The Justice Department's work in Philadelphia began in December 2013 and could lead to a final report sometime next year. In the coming weeks, Ramsey said, he and his top commanders will examine the draft report to determine the best ways to enact recommendations.
Most findings deal with training and how the agency investigates police shootings, Ramsey said. The report contains "quite a few" major recommendations, but only a few will cost money, he said.
"We will go through it and set a timeline," he said, adding that a few changes might need to be negotiated with the police union.
As in Las Vegas, federal officials and outside consultants held public meetings and had access to all Philadelphia police files.
A member of the Philadelphia Police Advisory Commission, a citizens' group, said residents spoke emotionally for several hours at a public forum held by federal officials.
The officials "took a lot of heat from the audience," said Ronda Goldfein, an attorney and also a board member at the Pennsylvania ACLU. "They heard from angry and heartbroken parents whose kids were killed by police."
Now that a draft report has been completed, community leaders are eager to read the findings.
Goldfein described Ramsey's request for help "as an important first step" in improving the department's image. But she cautioned that the recommendations must be substantive or they could "inflame the ill will" in the community.
Some of the department's problems stem from collective bargaining agreements — arbitrators have returned some officers to work after Ramsey had fired them for misconduct, Goldfein added.
The union, Philadelphia Fraternal Order of Police Lodge No. 5, did not respond to a request for comment.
Some of the changes coming to Philadelphia are similar to those being highlighted by police officials and activists in Las Vegas. They include training to de-escalate tense situations and to eliminate biases that officers may carry against minorities.
Ramsey is also excited about reality-based training, in which officers use role-playing to practice arrests and other potentially volatile actions. For example, officers are graded on the force they use to subdue a suspect and how they control the situation.
"You learn through doing," Ramsey said. "Everything is not a gun battle. … What you don't want to be is gasoline on the fire."
From 2009 to 2013, Philadelphia officers discharged their weapons in 256 incidents, resulting in the 65 fatalities and another 155 injuries, records show. This year, by contrast, officers have fired their guns 15 times, killing three and injuring 13.
Baltimore, whose police force is less than half the size of Philadelphia's, has had 22 fatalities in 52 police shootings since 2011.
Other similarities exist between Las Vegas and Philadelphia.
Las Vegas police officials said that police-involved shootings jumped after officers were killed on duty. Ramsey, whose office has large photos of seven officers who died in the line of duty during his command, said he found the same problem in Philadelphia, as well as an overall increase in the use of force.
Asked why he keeps the photos on the wall behind him, Ramsey said, "It's a place to honor and remember them.
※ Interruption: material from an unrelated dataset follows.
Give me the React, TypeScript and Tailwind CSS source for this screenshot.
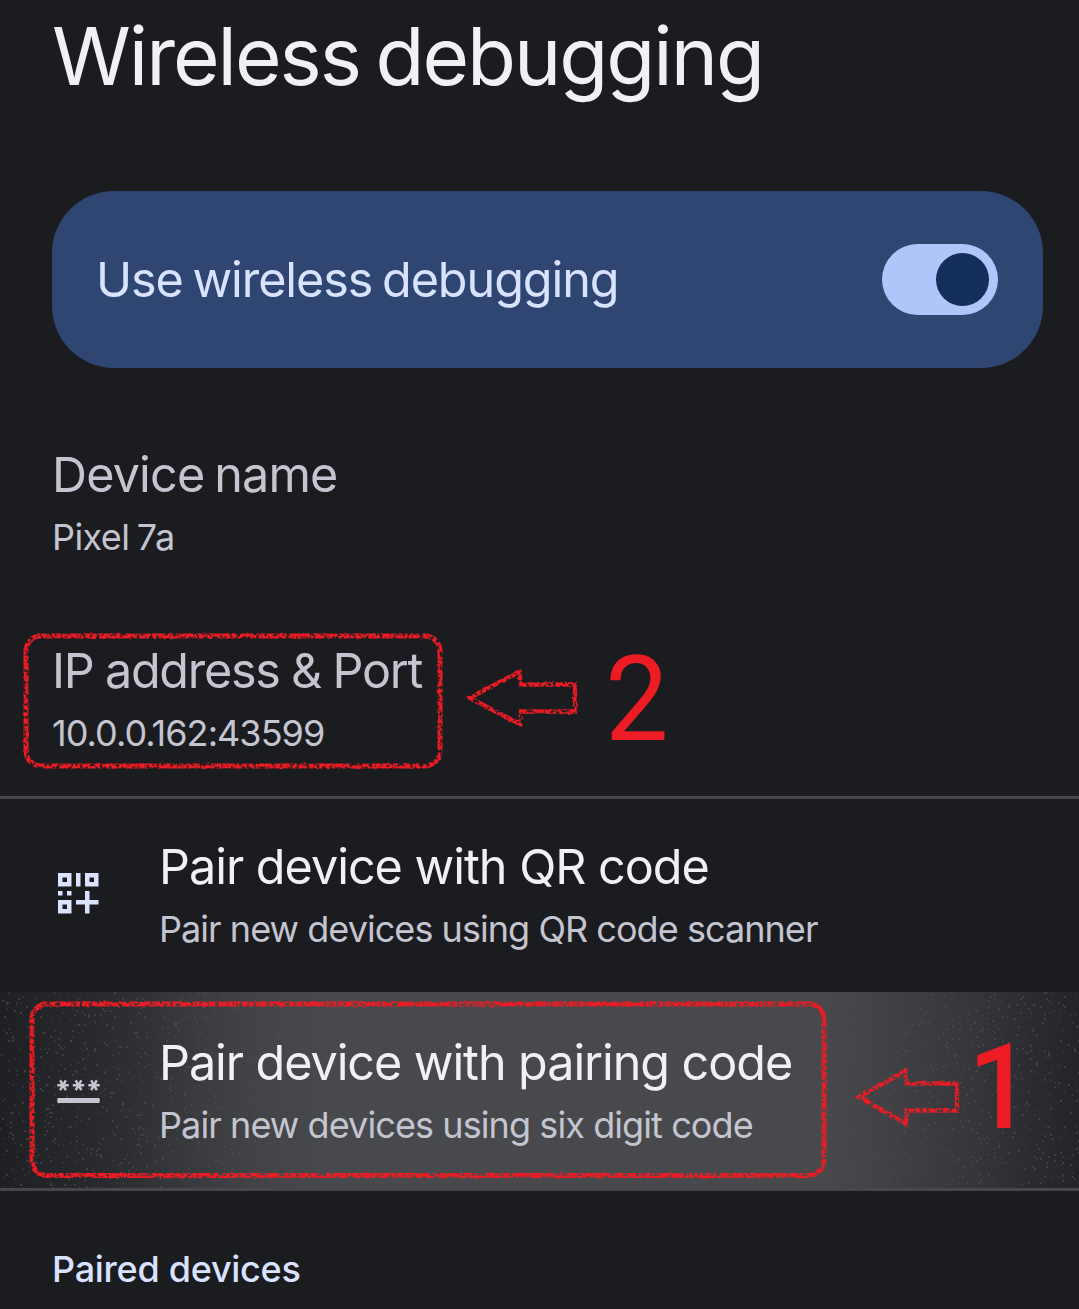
type ItemProps = {
  title: string;
  subtitle: string;
  titleClass: string;
  subtitleClass: string;
};

function ItemText({ title, subtitle, titleClass, subtitleClass }: ItemProps) {
  return (
    <div className="flex flex-col gap-[10px] pt-px whitespace-nowrap">
      <div className={`text-[48.5px] leading-[60px] ${titleClass}`}>{title}</div>
      <div className={`text-[36px] leading-[44px] text-[#c4c5d0] ${subtitleClass}`}>{subtitle}</div>
    </div>
  );
}

function QrAddIcon() {
  return (
    <svg className="size-[40.5px]" viewBox="0 0 9 9" fill="#d9e2ff" fillRule="evenodd">
      <path d="M0 0h3v3H0zM1 1v1h1V1zM4 0h1v3H4zM6 0h3v3H6zM7 1v1h1V1zM0 4h1v1H0zM2 4h1v1H2zM0 6h3v3H0zM1 7v1h1V7z" />
      <path d="M6 4h1v2h2v1H7v2H6V7H4V6h2z" />
    </svg>
  );
}

function PasswordIcon() {
  return (
    <svg className="h-[26px] w-[43px]" viewBox="0 0 43 26">
      <g stroke="#c4c5d0" strokeWidth="2.5">
        {[6, 21.5, 37].map((x) => (
          <path key={x} d={`M${x - 5.7} 7.3h11.4M${x - 2.8} 2.4l5.6 9.8M${x + 2.8} 2.4l-5.6 9.8`} />
        ))}
      </g>
      <rect x="0.3" y="20" width="42.4" height="5" rx="1" fill="#c4c5d0" />
    </svg>
  );
}

// Sparkle particles at both fading ends of the ripple
function sparkle(count: number, seedStart: number) {
  let seed = seedStart;
  const rand = () => {
    seed = (seed * 1664525 + 1013904223) % 4294967296;
    return seed / 4294967296;
  };
  let d = "";
  for (let i = 0; i < count; i++) {
    const left = rand() < 0.56;
    const x = left ? Math.floor(rand() * 155) * 2 : 1078 - Math.floor(rand() * 120) * 2;
    const y = Math.floor(rand() * 98) * 2;
    d += `M${x} ${y}h2v2h-2z`;
  }
  return d;
}
const SPARKLE_DIM = sparkle(900, 7);
const SPARKLE_BRIGHT = sparkle(650, 91);

function Sparkles() {
  return (
    <svg className="absolute inset-0 h-[196px] w-[1079px]" viewBox="0 0 1079 196" shapeRendering="crispEdges">
      <path d={SPARKLE_DIM} fill="#4a4b4e" opacity="0.35" />
      <path d={SPARKLE_BRIGHT} fill="#4a4b4e" opacity="0.65" />
    </svg>
  );
}

function Annotations() {
  return (
    <svg className="pointer-events-none absolute inset-0 h-[1309px] w-[1079px]" viewBox="0 0 1079 1309">
      <defs>
        <filter id="crayon" filterUnits="userSpaceOnUse" x="0" y="600" width="1079" height="620" colorInterpolationFilters="sRGB">
          <feTurbulence type="fractalNoise" baseFrequency="0.3" numOctaves="2" seed="4" result="n" />
          <feDisplacementMap in="SourceGraphic" in2="n" scale="2.5" xChannelSelector="R" yChannelSelector="G" result="d" />
          <feColorMatrix in="n" type="matrix" values="0 0 0 0 0  0 0 0 0 0  0 0 0 0 0  0 0 4 0 -1.1" result="m" />
          <feComposite in="d" in2="m" operator="in" result="rough" />
          <feGaussianBlur in="rough" stdDeviation="0.65" />
        </filter>
      </defs>
      <g fill="none" stroke="#ed1c24" strokeWidth="5" filter="url(#crayon)">
        <rect x="26" y="636" width="414" height="130" rx="15" />
        <rect x="32" y="1004" width="792" height="171.5" rx="15" />
        <path strokeWidth="4.4" d="M469.5 698L519 672L521 684.5H575V711.5H521L520 724Z" />
        <path strokeWidth="4.4" d="M859 1097L905 1071L906.500 1083.500H957V1110.500H907L906 1124Z" />
      </g>
    </svg>
  );
}

export default function App() {
  return (
    <div className="relative h-[1309px] w-[1079px] overflow-hidden bg-[#1b1c1f] font-['Inter',sans-serif]">
      <h1 className="pt-2 pl-[52px] text-[80px] leading-[96px] font-normal tracking-[-2.02px] whitespace-nowrap text-[#f1f0f7] [word-spacing:-5px]">
        Wireless debugging
      </h1>

      <div className="mt-[87px] mr-9 ml-[52px] flex h-[177px] items-center justify-between rounded-[62px] bg-[#2f4672] pr-[45px] pl-11">
        <span className="text-[48.5px] leading-[60px] tracking-[-1.05px] whitespace-nowrap text-[#d9e2ff] [word-spacing:-3px]">
          Use wireless debugging
        </span>
        <div className="flex h-[71px] w-[116px] items-center justify-end rounded-full bg-[#b0c6fb] pr-[9px]">
          <div className="size-[53px] rounded-full bg-[#152f5c]" />
        </div>
      </div>

      <div className="mt-[34px] h-[196px] pt-[42px] pl-[52px]">
        <ItemText
          title="Device name"
          subtitle="Pixel 7a"
          titleClass="text-[#c4c5d0] tracking-[-0.83px] [word-spacing:-3px]"
          subtitleClass="tracking-[-0.6px] [word-spacing:-2px]"
        />
      </div>
      <div className="h-[198px] pt-[42px] pl-[52px]">
        <ItemText
          title="IP address &amp; Port"
          subtitle="10.0.0.162:43599"
          titleClass="text-[#c4c5d0] tracking-[-1.25px] [word-spacing:-1px]"
          subtitleClass="tracking-[-0.95px]"
        />
      </div>

      <div className="flex h-[196px] border-t-[3px] border-[#46474a] pt-[37px] pl-[58px]">
        <div className="w-[101px] pt-[37px]">
          <QrAddIcon />
        </div>
        <ItemText
          title="Pair device with QR code"
          subtitle="Pair new devices using QR code scanner"
          titleClass="text-[#f1f0f7] tracking-[-1px]"
          subtitleClass="tracking-[-0.95px]"
        />
      </div>

      <div className="relative h-[196px] bg-[linear-gradient(90deg,#1f2023_0px,#27282b_80px,#2e2f32_130px,#3a3b3e_195px,#434447_260px,#48494c_330px,#48494c_820px,#3f4043_900px,#343538_980px,#232427_1079px)]">
        <Sparkles />
        <div className="relative flex pt-10 pl-[57px]">
          <div className="w-[102px] pt-[46px]">
            <PasswordIcon />
          </div>
          <ItemText
            title="Pair device with pairing code"
            subtitle="Pair new devices using six digit code"
            titleClass="text-[#f1f0f7] tracking-[-1.06px]"
            subtitleClass="tracking-[-0.91px]"
          />
        </div>
      </div>

      <div className="border-t-[3px] border-[#46474a] pt-[56px] pl-[52px] text-[36px] leading-[44px] font-medium tracking-[-0.28px] text-[#d9e2ff]">
        Paired devices
      </div>

      <Annotations />
      <span className="absolute top-[640px] left-[605px] origin-left scale-x-95 font-['Roboto',sans-serif] text-[119px] leading-[119px] text-[#ed1c24]">
        2
      </span>
      <span className="absolute top-[1028px] left-[968px] origin-left scale-x-95 font-['Roboto',sans-serif] text-[119px] leading-[119px] font-medium text-[#ed1c24]">
        1
      </span>
    </div>
  );
}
They're looking over my shoulder. The decisions that we make in this room can put people in harm's way. It's a reminder to me that our decisions have to be carefully thought out."
In order to transform a police department, federal officials have said police leaders need to be transparent, engaging and accountable.
Asked to define transparency for his department, Ramsey said, "Getting information out to the public. The public needs to understand the process that is used when there is an officer-involved shooting." He also said leaders need to provide information to dispel rumors and to prevent the "court of public opinion or the media" from driving the facts of a case.
Ramsey pointed to another step taken in the last year: The department posted summaries of every police shooting since 2007 on its website.
"We did it without anyone asking us to do it," he said, "We thought it was the right thing to do."
Kelvyn Anderson, executive director of the Police Advisory Commission, agreed.
"We consider it a good, starting effort," Anderson said, noting that until a year ago, few details were released publicly on police shootings.
The Philadelphia department's lack of transparency has been an issue for many years, but a shift to be more open started before federal officials intervened, Anderson said. Overall, the community has been pleased with the review, he said, adding, "It will give the public a lot of information."
As stakeholders wait for the draft report and final report, Justice Department officials caution that it could take several years to change the culture of a police force. Ramsey says training, education and strong policies are required.
Not much resistance occurred when the review was announced in Philadelphia, officials said.
Ramsey dismissed concerns from Baltimore's union leaders about the federal review. They have said that officers will be hesitant to act, fearing they will be second-guessed by outside consultants.
When the review was announced in Philadelphia, Ramsey said, the department's 6,500 officers were sent email links to the report about the findings in Las Vegas.
"Cops are always leery of something," Ramsey said. "We did as much as we could to alleviate any concerns and fears."